### Exercise description
Set down each line of the material that follows, exactly, with no pictures.

### Data block
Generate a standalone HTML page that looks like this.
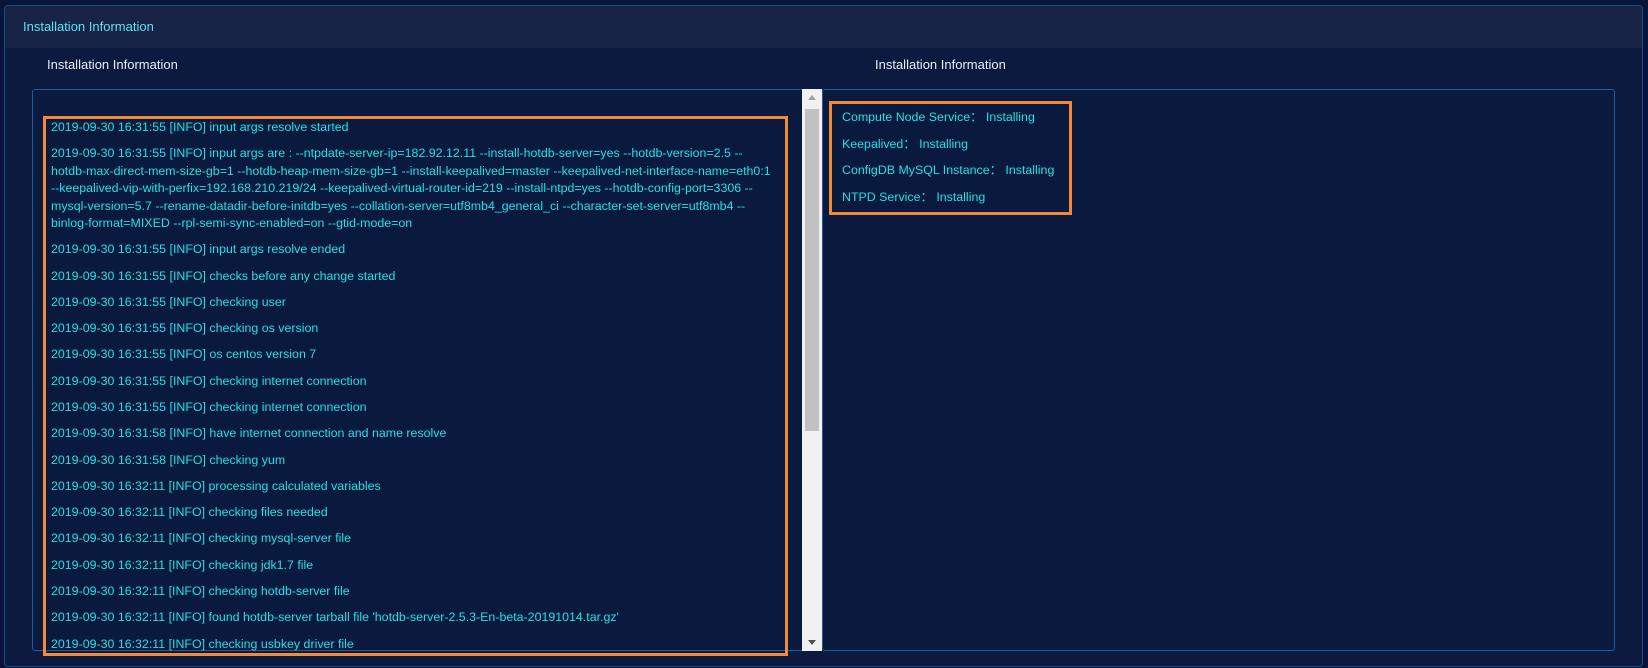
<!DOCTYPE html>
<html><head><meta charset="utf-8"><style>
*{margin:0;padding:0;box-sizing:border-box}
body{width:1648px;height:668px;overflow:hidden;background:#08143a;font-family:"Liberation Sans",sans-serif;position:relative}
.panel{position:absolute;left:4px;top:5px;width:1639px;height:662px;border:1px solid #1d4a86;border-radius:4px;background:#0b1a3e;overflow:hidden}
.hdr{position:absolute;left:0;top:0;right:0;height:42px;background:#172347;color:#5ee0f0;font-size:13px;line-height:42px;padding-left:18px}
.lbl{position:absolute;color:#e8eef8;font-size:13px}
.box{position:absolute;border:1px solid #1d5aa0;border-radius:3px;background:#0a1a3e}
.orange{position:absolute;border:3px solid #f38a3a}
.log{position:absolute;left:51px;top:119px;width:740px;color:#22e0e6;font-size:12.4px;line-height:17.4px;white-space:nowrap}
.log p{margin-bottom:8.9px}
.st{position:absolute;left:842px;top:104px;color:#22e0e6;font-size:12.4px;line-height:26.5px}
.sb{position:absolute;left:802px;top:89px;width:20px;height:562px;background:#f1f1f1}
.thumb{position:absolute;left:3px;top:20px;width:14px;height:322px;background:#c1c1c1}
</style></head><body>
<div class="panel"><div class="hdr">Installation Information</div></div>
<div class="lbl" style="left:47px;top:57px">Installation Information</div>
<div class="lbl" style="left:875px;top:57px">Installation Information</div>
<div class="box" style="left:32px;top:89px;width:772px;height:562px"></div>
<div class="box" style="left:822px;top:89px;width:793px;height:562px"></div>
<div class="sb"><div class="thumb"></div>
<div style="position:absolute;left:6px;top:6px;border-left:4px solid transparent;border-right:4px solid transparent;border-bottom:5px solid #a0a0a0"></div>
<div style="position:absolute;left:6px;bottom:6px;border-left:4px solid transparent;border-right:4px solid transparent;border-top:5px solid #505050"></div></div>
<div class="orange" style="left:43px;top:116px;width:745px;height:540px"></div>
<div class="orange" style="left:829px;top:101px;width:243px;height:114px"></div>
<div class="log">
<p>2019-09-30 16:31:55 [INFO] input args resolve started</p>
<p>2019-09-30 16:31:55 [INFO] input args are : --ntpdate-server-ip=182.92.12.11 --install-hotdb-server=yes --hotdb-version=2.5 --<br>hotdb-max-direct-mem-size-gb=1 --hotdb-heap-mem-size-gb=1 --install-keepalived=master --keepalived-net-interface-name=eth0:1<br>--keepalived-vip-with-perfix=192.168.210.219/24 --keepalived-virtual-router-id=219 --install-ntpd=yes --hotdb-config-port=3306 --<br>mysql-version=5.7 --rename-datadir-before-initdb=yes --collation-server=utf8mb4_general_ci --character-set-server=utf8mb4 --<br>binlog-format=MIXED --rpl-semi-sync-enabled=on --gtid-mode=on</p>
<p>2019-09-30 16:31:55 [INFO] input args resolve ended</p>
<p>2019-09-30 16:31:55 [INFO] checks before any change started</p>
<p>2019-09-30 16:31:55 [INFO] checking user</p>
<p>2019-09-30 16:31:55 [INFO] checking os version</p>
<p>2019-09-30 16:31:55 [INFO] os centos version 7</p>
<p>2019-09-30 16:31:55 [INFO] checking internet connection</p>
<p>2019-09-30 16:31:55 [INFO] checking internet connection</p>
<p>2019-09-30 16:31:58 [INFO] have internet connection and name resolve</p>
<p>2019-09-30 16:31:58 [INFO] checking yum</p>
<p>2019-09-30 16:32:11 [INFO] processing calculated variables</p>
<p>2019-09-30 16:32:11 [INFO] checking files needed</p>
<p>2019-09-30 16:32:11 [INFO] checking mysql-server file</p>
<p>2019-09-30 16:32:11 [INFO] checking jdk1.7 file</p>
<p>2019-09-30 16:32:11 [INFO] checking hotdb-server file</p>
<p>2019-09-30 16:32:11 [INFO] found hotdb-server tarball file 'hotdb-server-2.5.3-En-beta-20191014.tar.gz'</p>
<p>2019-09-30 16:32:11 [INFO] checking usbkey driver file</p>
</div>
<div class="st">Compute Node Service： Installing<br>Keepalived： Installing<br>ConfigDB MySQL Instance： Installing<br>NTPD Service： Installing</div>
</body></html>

### Response to this exercise
Generate a standalone HTML page that looks like this.
<!DOCTYPE html>
<html><head><meta charset="utf-8"><style>
*{margin:0;padding:0;box-sizing:border-box}
body{width:1648px;height:668px;overflow:hidden;background:#08143a;font-family:"Liberation Sans",sans-serif;position:relative}
.panel{position:absolute;left:4px;top:5px;width:1639px;height:662px;border:1px solid #1d4a86;border-radius:4px;background:#0b1a3e;overflow:hidden}
.hdr{position:absolute;left:0;top:0;right:0;height:42px;background:#172347;color:#5ee0f0;font-size:13px;line-height:42px;padding-left:18px}
.lbl{position:absolute;color:#e8eef8;font-size:13px}
.box{position:absolute;border:1px solid #1d5aa0;border-radius:3px;background:#0a1a3e}
.orange{position:absolute;border:3px solid #f38a3a}
.log{position:absolute;left:51px;top:119px;width:740px;color:#22e0e6;font-size:12.4px;line-height:17.4px;white-space:nowrap}
.log p{margin-bottom:8.9px}
.st{position:absolute;left:842px;top:104px;color:#22e0e6;font-size:12.4px;line-height:26.5px}
.sb{position:absolute;left:802px;top:89px;width:20px;height:562px;background:#f1f1f1}
.thumb{position:absolute;left:3px;top:20px;width:14px;height:322px;background:#c1c1c1}
</style></head><body>
<div class="panel"><div class="hdr">Installation Information</div></div>
<div class="lbl" style="left:47px;top:57px">Installation Information</div>
<div class="lbl" style="left:875px;top:57px">Installation Information</div>
<div class="box" style="left:32px;top:89px;width:772px;height:562px"></div>
<div class="box" style="left:822px;top:89px;width:793px;height:562px"></div>
<div class="sb"><div class="thumb"></div>
<div style="position:absolute;left:6px;top:6px;border-left:4px solid transparent;border-right:4px solid transparent;border-bottom:5px solid #a0a0a0"></div>
<div style="position:absolute;left:6px;bottom:6px;border-left:4px solid transparent;border-right:4px solid transparent;border-top:5px solid #505050"></div></div>
<div class="orange" style="left:43px;top:116px;width:745px;height:540px"></div>
<div class="orange" style="left:829px;top:101px;width:243px;height:114px"></div>
<div class="log">
<p>2019-09-30 16:31:55 [INFO] input args resolve started</p>
<p>2019-09-30 16:31:55 [INFO] input args are : --ntpdate-server-ip=182.92.12.11 --install-hotdb-server=yes --hotdb-version=2.5 --<br>hotdb-max-direct-mem-size-gb=1 --hotdb-heap-mem-size-gb=1 --install-keepalived=master --keepalived-net-interface-name=eth0:1<br>--keepalived-vip-with-perfix=192.168.210.219/24 --keepalived-virtual-router-id=219 --install-ntpd=yes --hotdb-config-port=3306 --<br>mysql-version=5.7 --rename-datadir-before-initdb=yes --collation-server=utf8mb4_general_ci --character-set-server=utf8mb4 --<br>binlog-format=MIXED --rpl-semi-sync-enabled=on --gtid-mode=on</p>
<p>2019-09-30 16:31:55 [INFO] input args resolve ended</p>
<p>2019-09-30 16:31:55 [INFO] checks before any change started</p>
<p>2019-09-30 16:31:55 [INFO] checking user</p>
<p>2019-09-30 16:31:55 [INFO] checking os version</p>
<p>2019-09-30 16:31:55 [INFO] os centos version 7</p>
<p>2019-09-30 16:31:55 [INFO] checking internet connection</p>
<p>2019-09-30 16:31:55 [INFO] checking internet connection</p>
<p>2019-09-30 16:31:58 [INFO] have internet connection and name resolve</p>
<p>2019-09-30 16:31:58 [INFO] checking yum</p>
<p>2019-09-30 16:32:11 [INFO] processing calculated variables</p>
<p>2019-09-30 16:32:11 [INFO] checking files needed</p>
<p>2019-09-30 16:32:11 [INFO] checking mysql-server file</p>
<p>2019-09-30 16:32:11 [INFO] checking jdk1.7 file</p>
<p>2019-09-30 16:32:11 [INFO] checking hotdb-server file</p>
<p>2019-09-30 16:32:11 [INFO] found hotdb-server tarball file 'hotdb-server-2.5.3-En-beta-20191014.tar.gz'</p>
<p>2019-09-30 16:32:11 [INFO] checking usbkey driver file</p>
</div>
<div class="st">Compute Node Service： Installing<br>Keepalived： Installing<br>ConfigDB MySQL Instance： Installing<br>NTPD Service： Installing</div>
</body></html>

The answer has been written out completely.